We believe that the Family Support Act was intended to enable the court to protect and enforce a child's inherent right to financial support from his or her natural parent. Ebel v Brown, 70 Mich. App. 705, 709; 246 NW2d 379 (1976). The obligation *86 of the parent to provide such support does not cease simply because the parent no longer lives with the child. Therefore, when the parent stops supporting the child, the Family Support Act enables the court to enter a support order. The statutory cause of action based on the child's inherent right accrues from the date voluntary support ceases. Therefore, in enforcing the right, the court may order support from that date.

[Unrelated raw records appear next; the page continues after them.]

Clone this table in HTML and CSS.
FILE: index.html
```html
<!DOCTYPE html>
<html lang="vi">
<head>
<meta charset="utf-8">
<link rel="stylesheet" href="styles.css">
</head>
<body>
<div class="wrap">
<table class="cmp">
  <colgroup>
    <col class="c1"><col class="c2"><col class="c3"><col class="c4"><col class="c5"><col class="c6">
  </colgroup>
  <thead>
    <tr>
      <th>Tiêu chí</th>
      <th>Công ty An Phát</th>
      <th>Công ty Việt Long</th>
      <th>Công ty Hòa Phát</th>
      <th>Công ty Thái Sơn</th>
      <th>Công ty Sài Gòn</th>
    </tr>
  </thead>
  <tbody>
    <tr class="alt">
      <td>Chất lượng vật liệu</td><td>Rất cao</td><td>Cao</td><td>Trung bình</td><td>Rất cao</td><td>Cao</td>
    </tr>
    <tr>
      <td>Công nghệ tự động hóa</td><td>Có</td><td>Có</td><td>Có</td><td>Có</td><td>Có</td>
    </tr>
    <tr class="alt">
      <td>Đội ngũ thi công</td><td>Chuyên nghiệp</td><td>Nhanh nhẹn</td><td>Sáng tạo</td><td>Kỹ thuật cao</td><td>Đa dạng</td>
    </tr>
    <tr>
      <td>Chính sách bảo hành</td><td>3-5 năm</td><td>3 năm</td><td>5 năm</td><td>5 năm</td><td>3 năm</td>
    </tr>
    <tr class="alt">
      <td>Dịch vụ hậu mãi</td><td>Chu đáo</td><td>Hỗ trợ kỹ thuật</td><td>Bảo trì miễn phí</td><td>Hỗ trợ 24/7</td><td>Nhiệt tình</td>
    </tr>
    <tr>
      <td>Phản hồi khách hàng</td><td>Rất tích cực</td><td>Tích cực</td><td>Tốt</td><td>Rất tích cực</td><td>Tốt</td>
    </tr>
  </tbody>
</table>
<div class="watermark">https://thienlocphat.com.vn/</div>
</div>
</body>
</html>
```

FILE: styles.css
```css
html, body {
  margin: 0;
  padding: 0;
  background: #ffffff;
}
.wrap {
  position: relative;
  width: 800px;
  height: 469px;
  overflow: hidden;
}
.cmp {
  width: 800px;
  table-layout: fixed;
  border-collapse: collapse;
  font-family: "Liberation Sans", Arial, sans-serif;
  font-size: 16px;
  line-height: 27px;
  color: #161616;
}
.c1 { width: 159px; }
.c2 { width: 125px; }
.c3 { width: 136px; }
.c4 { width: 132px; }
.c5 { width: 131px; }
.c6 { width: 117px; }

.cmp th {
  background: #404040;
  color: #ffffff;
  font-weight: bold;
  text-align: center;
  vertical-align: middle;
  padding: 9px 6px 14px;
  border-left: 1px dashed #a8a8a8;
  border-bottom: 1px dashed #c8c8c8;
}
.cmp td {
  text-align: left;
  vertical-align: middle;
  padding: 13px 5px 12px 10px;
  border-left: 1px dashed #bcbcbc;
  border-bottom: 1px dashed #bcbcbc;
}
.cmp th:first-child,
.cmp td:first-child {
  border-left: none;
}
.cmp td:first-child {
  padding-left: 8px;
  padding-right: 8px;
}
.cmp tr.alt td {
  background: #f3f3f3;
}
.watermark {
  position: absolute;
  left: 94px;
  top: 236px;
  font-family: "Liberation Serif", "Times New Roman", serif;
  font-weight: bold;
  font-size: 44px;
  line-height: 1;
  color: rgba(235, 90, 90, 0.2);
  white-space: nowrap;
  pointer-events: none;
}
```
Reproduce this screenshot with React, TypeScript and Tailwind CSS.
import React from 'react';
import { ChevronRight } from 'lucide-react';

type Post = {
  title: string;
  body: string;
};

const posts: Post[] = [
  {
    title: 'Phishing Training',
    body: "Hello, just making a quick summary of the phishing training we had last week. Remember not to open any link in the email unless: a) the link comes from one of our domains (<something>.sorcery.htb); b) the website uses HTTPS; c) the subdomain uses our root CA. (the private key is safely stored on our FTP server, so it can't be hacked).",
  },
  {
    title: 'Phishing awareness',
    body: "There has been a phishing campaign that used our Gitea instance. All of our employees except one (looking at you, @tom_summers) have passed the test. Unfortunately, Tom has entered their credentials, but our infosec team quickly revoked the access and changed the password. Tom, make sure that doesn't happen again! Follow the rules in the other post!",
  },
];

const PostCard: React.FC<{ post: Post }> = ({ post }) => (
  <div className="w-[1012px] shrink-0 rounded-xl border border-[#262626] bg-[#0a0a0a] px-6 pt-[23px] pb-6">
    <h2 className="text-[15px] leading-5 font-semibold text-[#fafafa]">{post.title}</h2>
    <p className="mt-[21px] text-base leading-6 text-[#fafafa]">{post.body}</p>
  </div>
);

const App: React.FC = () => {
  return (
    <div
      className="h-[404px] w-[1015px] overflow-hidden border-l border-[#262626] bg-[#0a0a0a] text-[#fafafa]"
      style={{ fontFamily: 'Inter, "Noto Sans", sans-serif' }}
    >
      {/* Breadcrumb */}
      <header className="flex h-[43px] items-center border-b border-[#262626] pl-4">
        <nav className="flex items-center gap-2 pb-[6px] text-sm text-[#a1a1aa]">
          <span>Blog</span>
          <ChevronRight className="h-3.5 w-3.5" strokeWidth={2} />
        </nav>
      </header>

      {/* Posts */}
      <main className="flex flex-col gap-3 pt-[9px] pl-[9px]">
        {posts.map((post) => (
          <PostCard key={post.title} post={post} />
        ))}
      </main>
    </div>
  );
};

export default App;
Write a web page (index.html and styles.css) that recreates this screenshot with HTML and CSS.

Limiting the retroactivity of a support order to the date the action is filed wrongly shifts the penalty for inaction to the custodial parent. It permits that parent's possible lack of knowledge of the law and possible limited financial resources to deprive the child of basic needs.

Parents know they have a financial responsibility to their children. When they fail to fulfill that responsibility, it is only reasonable that the court should enforce it from the date the failure began. It does not unduly concern us that, under this interpretation, such a parent will receive notice of a support obligation only after it has taken effect.

In conclusion, we hold the court may award child support under the Family Support Act retroactive to the date the noncustodial parent ceased to provide reasonable assistance to the child.

Accordingly, we reverse and remand for a determination of the amount of child support owing from the date of separation until the filing of the Family Support Act action. We do not retain jurisdiction.